Case of man missing 90 percent of brain but functioning normally stuns scientists
A man in France continues to puzzle scientists nearly a decade after he was found to be living with just 10 percent of a typical human brain.
His case was originally published in The Lancet journal in 2007 but was presented last month at the Association for the Scientific Study of Consciousness conference in Buenos Aires.
At the time of the original study, the patient was a 44-year-old man who had been experiencing weakness in his left leg.
After examining him, doctors found that about 90 percent of his neurons had eroded, with fluid filling the bulk of his skull, notes Quartz.
They believe the condition likely occurred as a result of a related brain disorder called hydrocephalus which he had as an infant.

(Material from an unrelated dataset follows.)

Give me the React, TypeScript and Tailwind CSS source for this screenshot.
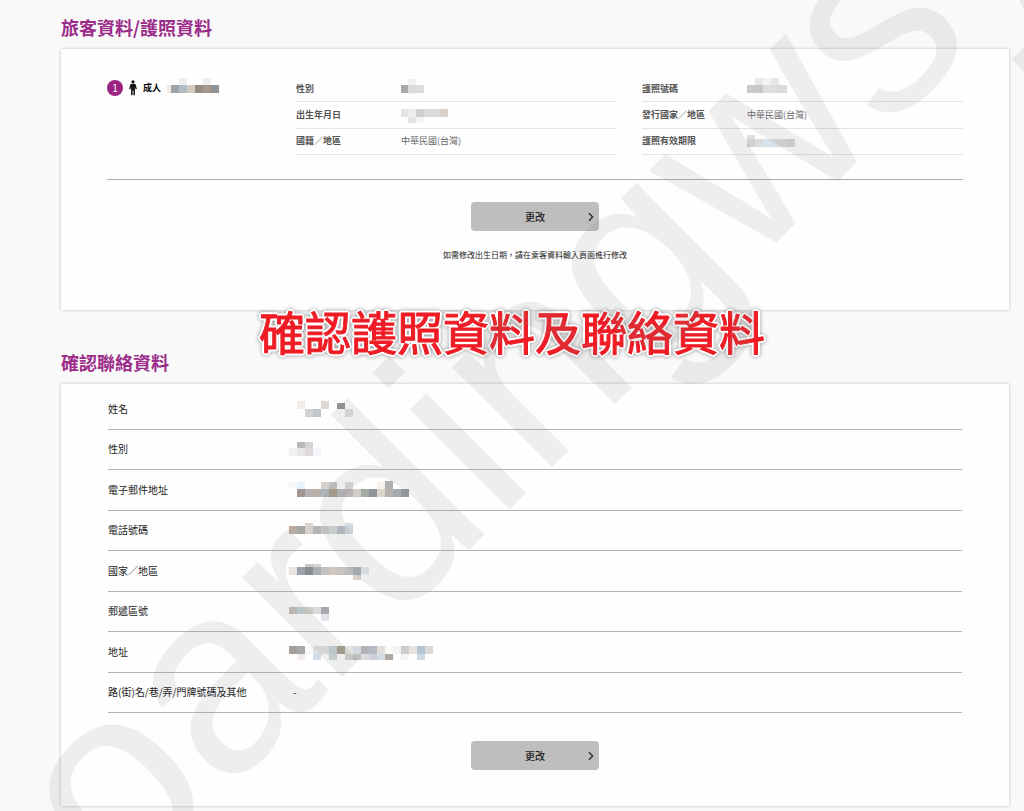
import type { ReactNode } from "react";

type Strip = { x: number; y: number; h?: number; cells: string[] };

const CELL = 8;

/** Pixelated block that hides a private value. An empty string leaves a cell blank. */
function Redacted({ strips, width, height = 24 }: { strips: Strip[]; width: number; height?: number }) {
  return (
    <svg width={width} height={height} viewBox={`0 0 ${width} ${height}`} aria-hidden="true" shapeRendering="crispEdges">
      {strips.flatMap((s, i) =>
        s.cells.map((c, j) =>
          c ? <rect key={`${i}-${j}`} x={s.x + j * CELL} y={s.y} width={CELL} height={s.h ?? 8} fill={c} /> : null,
        ),
      )}
    </svg>
  );
}

function SectionTitle({ children }: { children: ReactNode }) {
  return <h2 className="mb-2.5 text-[18px] leading-6 font-bold text-[#9b2c8a]">{children}</h2>;
}

function Card({ children }: { children: ReactNode }) {
  return (
    <div className="flex flex-col bg-[#fefefe] px-[46px] shadow-[0_0_3px_rgba(0,0,0,0.25)]">{children}</div>
  );
}

function EditButton() {
  return (
    <button
      type="button"
      className="relative h-[29px] w-32 self-center rounded-[4px] bg-[#bdbebd] text-[10px] font-medium text-[#222]"
    >
      更改
      <svg className="absolute top-2.5 right-1 h-[10px] w-2" viewBox="0 0 8 10" fill="none" aria-hidden="true">
        <path d="M2 1.2 L5.6 5 L2 8.8" stroke="#333" strokeWidth="1.5" />
      </svg>
    </button>
  );
}

function PersonIcon() {
  return (
    <svg className="h-4 w-2" viewBox="0 0 8 16" fill="#111" aria-hidden="true">
      <circle cx="4" cy="1.9" r="1.6" />
      <path d="M2.4 4h3.2c.8 0 1.1.4 1.300 1.100L7.800 9l-1.100.4L5.900 7V15.300H4.400V10.500H3.600v4.800H2.100V7L1.300 9.400.2 9l.9-3.900C1.300 4.400 1.600 4 2.400 4z" />
    </svg>
  );
}

type Field = { label: string; value: ReactNode };

const personal: Field[] = [
  {
    label: "性別",
    value: (
      <Redacted
        width={24}
        strips={[
          { x: 7, y: 2, h: 6, cells: ["#f1f1f3"] },
          { x: -1, y: 8, cells: ["#a9a9a9", "#dadadc", "#dcdddd"] },
          { x: 7, y: 16, h: 2, cells: ["#f4f2f4"] },
        ]}
      />
    ),
  },
  {
    label: "出生年月日",
    value: (
      <Redacted
        width={48}
        strips={[
          { x: -1, y: 6, cells: ["#e8e4e5", "#ededee", "#cfcfd0", "#dcdcdd", "#dadbdc", "#d8d0ca"] },
          { x: 7, y: 14, h: 6, cells: ["#e5e5e6", "#f5f5f5"] },
        ]}
      />
    ),
  },
  { label: "國籍／地區", value: "中華民國(台灣)" },
];

const passport: Field[] = [
  {
    label: "護照號碼",
    value: (
      <Redacted
        width={48}
        strips={[
          { x: 8, y: 1, h: 7, cells: ["#e9e9e8", "#f2f2f1", "#e8e7e4"] },
          { x: 0, y: 8, cells: ["#cacaca", "#c6c7c9", "#dedede", "#dddddd", "#dbdbdc"] },
        ]}
      />
    ),
  },
  { label: "發行國家／地區", value: "中華民國(台灣)" },
  {
    label: "護照有效期限",
    value: (
      <Redacted
        width={48}
        strips={[
          { x: 0, y: 6, h: 4, cells: ["#dededc"] },
          { x: 0, y: 10, cells: ["#d2d2d1", "#dcdcdb", "#d9e3ec", "#d8dee2", "#d9dbdb", "#d5d5d5"] },
        ]}
      />
    ),
  },
];

const contact: Field[] = [
  {
    label: "姓名",
    value: (
      <Redacted
        width={64}
        strips={[
          { x: 8, y: 4, cells: ["#f3ebe8", "", "", "#ddd8d2"] },
          { x: 16, y: 12, cells: ["#cfd1d2", "#bfc7ca"] },
          { x: 48, y: 6, h: 6, cells: ["#909193"] },
          { x: 56, y: 12, cells: ["#dedede"] },
        ]}
      />
    ),
  },
  {
    label: "性別",
    value: (
      <Redacted
        width={40}
        strips={[
          { x: 8, y: 5, h: 6, cells: ["#b7b8b8", "#d3d4d6"] },
          { x: 0, y: 11, cells: ["#f1f1f1", "#e7e6e8", "#e0dbdb", "#f6f6fa"] },
        ]}
      />
    ),
  },
  {
    label: "電子郵件地址",
    value: (
      <Redacted
        width={120}
        strips={[
          { x: 0, y: 4, h: 7, cells: ["#f8f8f9", "#e8f2fb", "", "", "#d5d0cb", "#c5c4c1", "", "#d9dbdd", "", "", "", "#f6f2ef"] },
          { x: 96, y: 3, cells: ["#b2b0ae"] },
          {
            x: 8,
            y: 11,
            cells: [
              "#a0968f", "#b5b1b0", "#b8b0a8", "#aeb4b8", "#a99c8c", "#b4b5b7", "#bcb6b6",
              "#d4cdc6", "#a5aba6", "#909497", "#dfd6cb", "#b5b2b0", "#a5adb3", "#929698",
            ],
          },
        ]}
      />
    ),
  },
  {
    label: "電話號碼",
    value: (
      <Redacted
        width={64}
        strips={[
          { x: 16, y: 5, h: 3, cells: ["#d9d5d0", "", "", "", "", "#d8dde1"] },
          { x: 0, y: 8, cells: ["#bbaba1", "#a6a7a5", "#d6d1cc", "#b3b6b7", "#c9c9cb", "#d3d7d8", "#b6bec7", "#ced5da"] },
        ]}
      />
    ),
  },
  {
    label: "國家／地區",
    value: (
      <Redacted
        width={80}
        strips={[
          { x: 16, y: 5, h: 3, cells: ["#c9c8c5", "#d4d3d1"] },
          { x: 0, y: 8, cells: ["#e7e4e1", "#9ba4ad", "#888d92", "#a9b1b5", "#c5c1c3", "#d2c5b9", "#c4c3c1", "#bcbbbe", "#a8afb4"] },
          { x: 72, y: 8, h: 7, cells: ["#e0eaf1"] },
          { x: 64, y: 16, h: 5, cells: ["#d9d2cd"] },
        ]}
      />
    ),
  },
  {
    label: "郵遞區號",
    value: (
      <Redacted
        width={40}
        strips={[
          { x: 0, y: 8, h: 7, cells: ["#c0bdb9", "#c2d0d7", "#ceccc6", "#dadada", "#a7a8ac"] },
          { x: 32, y: 15, h: 7, cells: ["#e3e4e9"] },
        ]}
      />
    ),
  },
  {
    label: "地址",
    value: (
      <Redacted
        width={144}
        strips={[
          {
            x: 0,
            y: 6,
            cells: [
              "#a69e98", "#a9a8aa", "#f8f8f8", "#dfe2e6", "#e0e0e1", "#c5cfd6", "#a39f8e", "#e3e3e1", "#d1d8df",
              "#b5b0b4", "#b6bac7", "#e2dfdc", "#fbfbf6", "#f3f3f1", "#cdcecb", "#e6e3df", "#b6c5d2", "#d9d9da",
            ],
          },
          {
            x: 0,
            y: 14,
            h: 6,
            cells: ["", "#f2ecee", "", "#cedceb", "", "#cfd5d6", "", "#d0d3d1", "#bfbfbd", "#dbdadd", "#ceced8", "#d5dce7", "#afa7a1", "", "#f5f5f5", "", "#cfd8df"],
          },
        ]}
      />
    ),
  },
  { label: "路(街)名/巷/弄/門牌號碼及其他", value: <span className="pl-1">-</span> },
];

function PassengerFields({ fields }: { fields: Field[] }) {
  return (
    <dl className="grid min-h-[79px] flex-1 auto-rows-fr text-[9px] leading-3">
      {fields.map((f) => (
        <div key={f.label} className="flex items-center border-b border-[#e4e4e4]">
          <dt className="w-[105px] shrink-0 font-bold text-[#555]">{f.label}</dt>
          <dd className="text-[#666]">{f.value}</dd>
        </div>
      ))}
    </dl>
  );
}

export default function App() {
  return (
    <div className="relative min-h-screen overflow-hidden bg-[#f9f9f9] pt-[15px] pr-[15px] pb-[5px] pl-[61px] font-['Noto_Sans_CJK_TC','Noto_Sans',sans-serif]">
      <main>
        <section>
          <SectionTitle>旅客資料/護照資料</SectionTitle>
          <Card>
            <div className="flex border-b border-[#aaa] pt-[27px] pb-6">
              <div className="flex h-[23px] w-[189px] shrink-0 items-center">
                <span className="flex size-4 items-center justify-center rounded-full bg-[#9b2482] text-[10px] leading-none text-white">
                  1
                </span>
                <span className="ml-1.5">
                  <PersonIcon />
                </span>
                <span className="ml-1.5 text-[9px] font-bold text-black">成人</span>
                <span className="ml-1.5">
                  <Redacted
                    width={52}
                    strips={[
                      { x: 12, y: 2, h: 7, cells: ["#eeeeef", "", "", "#eeeeee"] },
                      { x: -4, y: 9, cells: ["#f0e9e4", "#9ea5a9", "#b2bac4", "#d3cac0", "#978b82", "#a89687", "#8f9395"] },
                    ]}
                  />
                </span>
              </div>
              <div className="flex flex-1 gap-[25px]">
                <PassengerFields fields={personal} />
                <PassengerFields fields={passport} />
              </div>
            </div>
            <div className="flex flex-col pt-[22px] pb-[49px]">
              <EditButton />
              <p className="mt-[18px] text-center text-[8px] leading-3 text-[#222]">
                如需修改出生日期，請在乘客資料輸入頁面進行修改
              </p>
            </div>
          </Card>
        </section>

        <section className="mt-10">
          <SectionTitle>確認聯絡資料</SectionTitle>
          <Card>
            <dl className="mx-px mt-[5px] grid min-h-[324px] auto-rows-fr text-[10px] leading-4 text-[#222]">
              {contact.map((f) => (
                <div key={f.label} className="flex items-center border-b border-[#b4b4b4]">
                  <dt className="w-[181px] shrink-0">{f.label}</dt>
                  <dd>{f.value}</dd>
                </div>
              ))}
            </dl>
            <div className="flex flex-col pt-7 pb-9">
              <EditButton />
            </div>
          </Card>
        </section>
      </main>

      <p className="absolute inset-x-0 top-[306px] text-center text-[46px] leading-[48px] font-normal text-[#ee1c25] [-webkit-text-stroke:1px_#ee1c25] [filter:drop-shadow(1px_1px_0_white)_drop-shadow(-1px_-1px_0_white)_drop-shadow(1px_-1px_0_white)_drop-shadow(-1px_1px_0_white)_drop-shadow(0_0_2px_rgba(0,0,0,0.4))]">
        確認護照資料及聯絡資料
      </p>

      <svg className="pointer-events-none absolute inset-0 size-full" aria-hidden="true">
        <text
          transform="translate(14 1005) rotate(-45)"
          fontSize="267"
          fill="#808080"
          fillOpacity="0.13"
          className="font-['Liberation_Sans',Arial,sans-serif]"
        >
          boardingwsy
        </text>
      </svg>
    </div>
  );
}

Despite the reduced brain matter, the man lived a relatively normal life; he was a married civil servant with two kids. He also scored an IQ of 75 which is considered low but not disabled.
At the recent conference, cognitive psychologist Axel Cleeremans argued that the rare case shows just how adaptable the brain can be even with an injury.
CBC notes Cleeremans sees this case as "a medical miracle — but also a major challenge to theories about consciousness."
Cleeremans claims that "...the brain is continually and unconsciously learning to re-describe its own activity to itself, and these descriptions form the basis of conscious experience."